Appointing NEDs is a popular process which can work well when appropriate directors can be identified and welcomed aboard; they will need to go through the approval process as Significant Influence Functions. As NEDs are not involved on a full time basis, procedures must be in place to ensure full information flow and communications records, as well as board minutes. They must to be able to challenge management and be an integral part of the company, not just for board meetings.  Successful companies usually include NEDs on monthly management reports and often hold informal meetings, by way of imparting information and soliciting responses.

 

Oversight Boards

 

The investment and distribution functions can benefit from specific oversight committees. A board of specialists can and should challenge the management board to ensure that best practices and performances are being achieved. This is especially useful for companies with fewer in-house resources or limited expertise of all aspects, e.g. corporate law or experienced real estate investors. Being able to utilise external expertise to examine and review the company’s investment or marketing strategies, for example, can add extra dimensions to the organisation and also please the regulator.

 

Risk Committees

 

An independent risk evaluator could be a valuable asset, bringing awareness of current practices and ensuring compliance with risk regulations. If an individual whose expertise fits the business requirements can’t be found, an alternative is to appoint a third party consulting firm. Other committees may also be useful to increase expertise within the organisation.

 

The above experts can also be used as sounding boards for various strategies, enabling the owner or core directors to present ideas for discussion with an independent panel of wider expertise, with common goals for the business, but covering different aspects.

 

Whilst keeping focus on your future vision, start working backwards to build the organisation for success. The combination of routes used to achieve this goal must reflect a culture of challenge to build a robust business.  When the correct individuals and/or outside resources are providing the desired degree of expertise and independent thinking for the success of the company, senior management and key individuals can be assured that they are on target to meet future goals.  Shared experience and knowledge is to everyone’s benefit.

 

The Balance of Challenge with a Controlling Ownership

 

Whilst the person or dominant partner who set up the company is still in control, they will be loath to relinquish any real power. Usually, the organisation has been built around their ideas and ideals with most of the ensuing success being attributable to their personal expertise, industry reputation and, most likely, considerable financial investment.

 

Often, such an entrepreneur has worked for a large organisation before becoming frustrated with inaction or interference from areas outside their control, motivating them to take a significant risk to start afresh. Many of the initial staff will have been recruited from their pool of contacts, underlining the importance of the owner-founder as a trusted leader.

 

That structure needs to evolve for the company to grow successfully. Here’s why:

 

◾ The owner is not the only person to have taken a risk. Employees may have left secure, well-paid jobs to work in the new venture, with an expectation of a more rewarding future as the company grows.

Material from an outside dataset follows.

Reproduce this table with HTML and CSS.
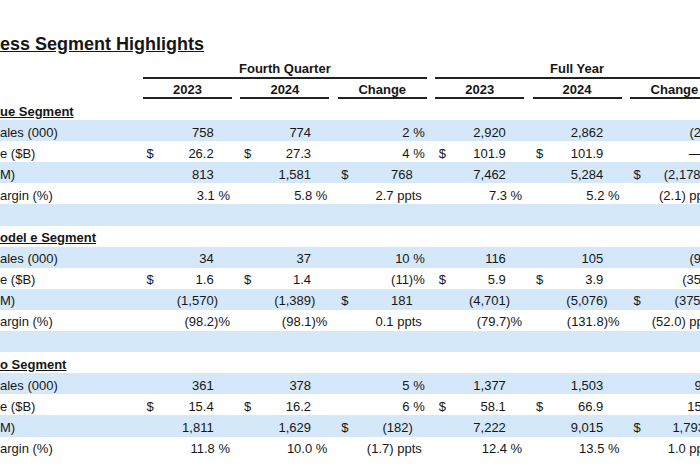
FILE: index.html
```html
<!DOCTYPE html>
<html lang="en">
<head>
<meta charset="utf-8">
<title>Business Segment Highlights</title>
<link rel="stylesheet" href="styles.css">
</head>
<body>
<div class="sheet">
  <h1 class="title">ess Segment Highlights</h1>

  <div class="hrow h1row">
    <div class="lbl"></div>
    <div class="span3">Fourth Quarter</div>
    <div class="span3">Full Year</div>
  </div>
  <div class="hrow h2row">
    <div class="lbl"></div>
    <div class="hc">2023</div>
    <div class="hc">2024</div>
    <div class="hc">Change</div>
    <div class="hc">2023</div>
    <div class="hc">2024</div>
    <div class="hc">Change</div>
  </div>

  <!-- Ford Blue -->
  <div class="row sec"><div class="lbl"><span class="sech">ue Segment</span></div></div>
  <div class="row blue">
    <div class="lbl">ales (000)</div>
    <div class="c"><span class="v pos">758</span></div>
    <div class="c"><span class="v pos">774</span></div>
    <div class="c"><span class="v pct">2 %</span></div>
    <div class="c"><span class="v pos">2,920</span></div>
    <div class="c"><span class="v pos">2,862</span></div>
    <div class="c"><span class="v pct">(2)%</span></div>
  </div>
  <div class="row">
    <div class="lbl">e ($B)</div>
    <div class="c"><span class="d">$</span><span class="v pos">26.2</span></div>
    <div class="c"><span class="d">$</span><span class="v pos">27.3</span></div>
    <div class="c"><span class="v pct">4 %</span></div>
    <div class="c"><span class="d">$</span><span class="v pos">101.9</span></div>
    <div class="c"><span class="d">$</span><span class="v pos">101.9</span></div>
    <div class="c"><span class="v pct">— %</span></div>
  </div>
  <div class="row blue">
    <div class="lbl">M)</div>
    <div class="c"><span class="v pos">813</span></div>
    <div class="c"><span class="v pos">1,581</span></div>
    <div class="c"><span class="d">$</span><span class="v chg">768</span></div>
    <div class="c"><span class="v pos">7,462</span></div>
    <div class="c"><span class="v pos">5,284</span></div>
    <div class="c"><span class="d">$</span><span class="v chg">(2,178)</span></div>
  </div>
  <div class="row">
    <div class="lbl">argin (%)</div>
    <div class="c"><span class="v pct">3.1 %</span></div>
    <div class="c"><span class="v pct">5.8 %</span></div>
    <div class="c"><span class="v ppt">2.7 ppts</span></div>
    <div class="c"><span class="v pct">7.3 %</span></div>
    <div class="c"><span class="v pct">5.2 %</span></div>
    <div class="c"><span class="v ppt">(2.1) ppts</span></div>
  </div>
  <div class="row blue"></div>

  <!-- Ford Model e -->
  <div class="row sec"><div class="lbl"><span class="sech">odel e Segment</span></div></div>
  <div class="row blue">
    <div class="lbl">ales (000)</div>
    <div class="c"><span class="v pos">34</span></div>
    <div class="c"><span class="v pos">37</span></div>
    <div class="c"><span class="v pct">10 %</span></div>
    <div class="c"><span class="v pos">116</span></div>
    <div class="c"><span class="v pos">105</span></div>
    <div class="c"><span class="v pct">(9)%</span></div>
  </div>
  <div class="row">
    <div class="lbl">e ($B)</div>
    <div class="c"><span class="d">$</span><span class="v pos">1.6</span></div>
    <div class="c"><span class="d">$</span><span class="v pos">1.4</span></div>
    <div class="c"><span class="v pct">(11)%</span></div>
    <div class="c"><span class="d">$</span><span class="v pos">5.9</span></div>
    <div class="c"><span class="d">$</span><span class="v pos">3.9</span></div>
    <div class="c"><span class="v pct">(35)%</span></div>
  </div>
  <div class="row blue">
    <div class="lbl">M)</div>
    <div class="c"><span class="v neg">(1,570)</span></div>
    <div class="c"><span class="v neg">(1,389)</span></div>
    <div class="c"><span class="d">$</span><span class="v chg">181</span></div>
    <div class="c"><span class="v neg">(4,701)</span></div>
    <div class="c"><span class="v neg">(5,076)</span></div>
    <div class="c"><span class="d">$</span><span class="v chg">(375)</span></div>
  </div>
  <div class="row">
    <div class="lbl">argin (%)</div>
    <div class="c"><span class="v pct">(98.2)%</span></div>
    <div class="c"><span class="v pct">(98.1)%</span></div>
    <div class="c"><span class="v ppt">0.1 ppts</span></div>
    <div class="c"><span class="v pct">(79.7)%</span></div>
    <div class="c"><span class="v pct">(131.8)%</span></div>
    <div class="c"><span class="v ppt">(52.0) ppts</span></div>
  </div>
  <div class="row blue"></div>

  <!-- Ford Pro -->
  <div class="row sec"><div class="lbl"><span class="sech">o Segment</span></div></div>
  <div class="row blue">
    <div class="lbl">ales (000)</div>
    <div class="c"><span class="v pos">361</span></div>
    <div class="c"><span class="v pos">378</span></div>
    <div class="c"><span class="v pct">5 %</span></div>
    <div class="c"><span class="v pos">1,377</span></div>
    <div class="c"><span class="v pos">1,503</span></div>
    <div class="c"><span class="v pct">9 %</span></div>
  </div>
  <div class="row">
    <div class="lbl">e ($B)</div>
    <div class="c"><span class="d">$</span><span class="v pos">15.4</span></div>
    <div class="c"><span class="d">$</span><span class="v pos">16.2</span></div>
    <div class="c"><span class="v pct">6 %</span></div>
    <div class="c"><span class="d">$</span><span class="v pos">58.1</span></div>
    <div class="c"><span class="d">$</span><span class="v pos">66.9</span></div>
    <div class="c"><span class="v pct">15 %</span></div>
  </div>
  <div class="row blue">
    <div class="lbl">M)</div>
    <div class="c"><span class="v pos">1,811</span></div>
    <div class="c"><span class="v pos">1,629</span></div>
    <div class="c"><span class="d">$</span><span class="v chg">(182)</span></div>
    <div class="c"><span class="v pos">7,222</span></div>
    <div class="c"><span class="v pos">9,015</span></div>
    <div class="c"><span class="d">$</span><span class="v chg">1,793</span></div>
  </div>
  <div class="row">
    <div class="lbl">argin (%)</div>
    <div class="c"><span class="v pct">11.8 %</span></div>
    <div class="c"><span class="v pct">10.0 %</span></div>
    <div class="c"><span class="v ppt">(1.7) ppts</span></div>
    <div class="c"><span class="v pct">12.4 %</span></div>
    <div class="c"><span class="v pct">13.5 %</span></div>
    <div class="c"><span class="v ppt">1.0 ppts</span></div>
  </div>
</div>
</body>
</html>
```

FILE: styles.css
```css
html, body {
  overflow: hidden;
}

body {
  margin: 0;
  background: #ffffff;
  color: #161616;
  font-family: "Liberation Sans", Arial, sans-serif;
  font-size: 13px;
}

.sheet {
  width: 720px;
}

.title {
  margin: 0;
  padding-top: 33px;
  height: 22px;
  font-size: 18px;
  line-height: 22px;
  font-weight: bold;
  text-decoration: underline;
  white-space: nowrap;
}

.hrow,
.row {
  display: flex;
  gap: 8.4px;
}

.lbl {
  flex: 0 0 134.6px;
  white-space: nowrap;
}

.h1row {
  padding-top: 6px;
  line-height: 15px;
}

.span3 {
  flex: 0 0 283.8px;
  text-align: center;
  font-weight: bold;
  padding-bottom: 1px;
  border-bottom: 2px solid #222;
}

.h2row {
  padding-top: 3px;
  line-height: 15px;
}

.hc {
  flex: 0 0 89px;
  text-align: center;
  font-weight: bold;
  border-bottom: 2px solid #222;
}

.row {
  height: 21.1px;
  box-sizing: border-box;
  padding-top: 4.5px;
  line-height: 15px;
}

.blue {
  background: #d4e8f9;
}

.sech {
  font-weight: bold;
  text-decoration: underline;
}

.c {
  flex: 0 0 89px;
  display: flex;
  white-space: nowrap;
}

.d {
  padding-left: 3.5px;
}

.v {
  margin-left: auto;
}

.pos { padding-right: 18.3px; }
.neg { padding-right: 14px; }
.pct { padding-right: 2px; }
.ppt { padding-right: 5px; }
.chg { padding-right: 14px; }
```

They don’t expect to suffer the same frustrations of being held back within a vibrant, dynamic organisation.

 

◾ Clients will be initially introduced to the company through key individuals. Going forward, they will want evidence that the operation is ‘safe’ and that the heart of the business is overseen by sufficient trusted and wide-experienced heads. They will require assurance that key personnel are not stretched too thinly during expansion.

 

It is natural that the person or people whose ideas and actions started the business, and who have seen its successful growth to a point, will find it difficult to relinquish control. The dominant personality is unlikely to willingly share or hand over ultimate responsibility of a business he or she has created and nurtured .  In reality, these concerns are unfounded.

 

The key point for owners is that they can be in control of the process.  The business can be structured in a way that independent individuals with detailed expertise are in a position to advise and challenge but are without significant decision-making authority.  Economic and control provisions should be kept separate in the company’s constitutional documents.

 

For example, owners can retain the right to appoint NEDs. This means that the owner can maintain control of the company’s direction by appointing or replacing individuals. It should not be an opportunity to populate the board with sycophantic ‘Yes’ people, thus giving the illusion of collective input. In such instances, senior management must be able to instigate remedial action.

 

With a correctly balanced set up and meticulous record-keeping, the owner can retain control of the business and its key decisions with the additional benefits of independent collective expertise in an advisory capacity, to challenge and test corporate stability and strengths for future robustness. A well planned business structure will be compliant with regulatory requirements and will satisfy existing and potential clients.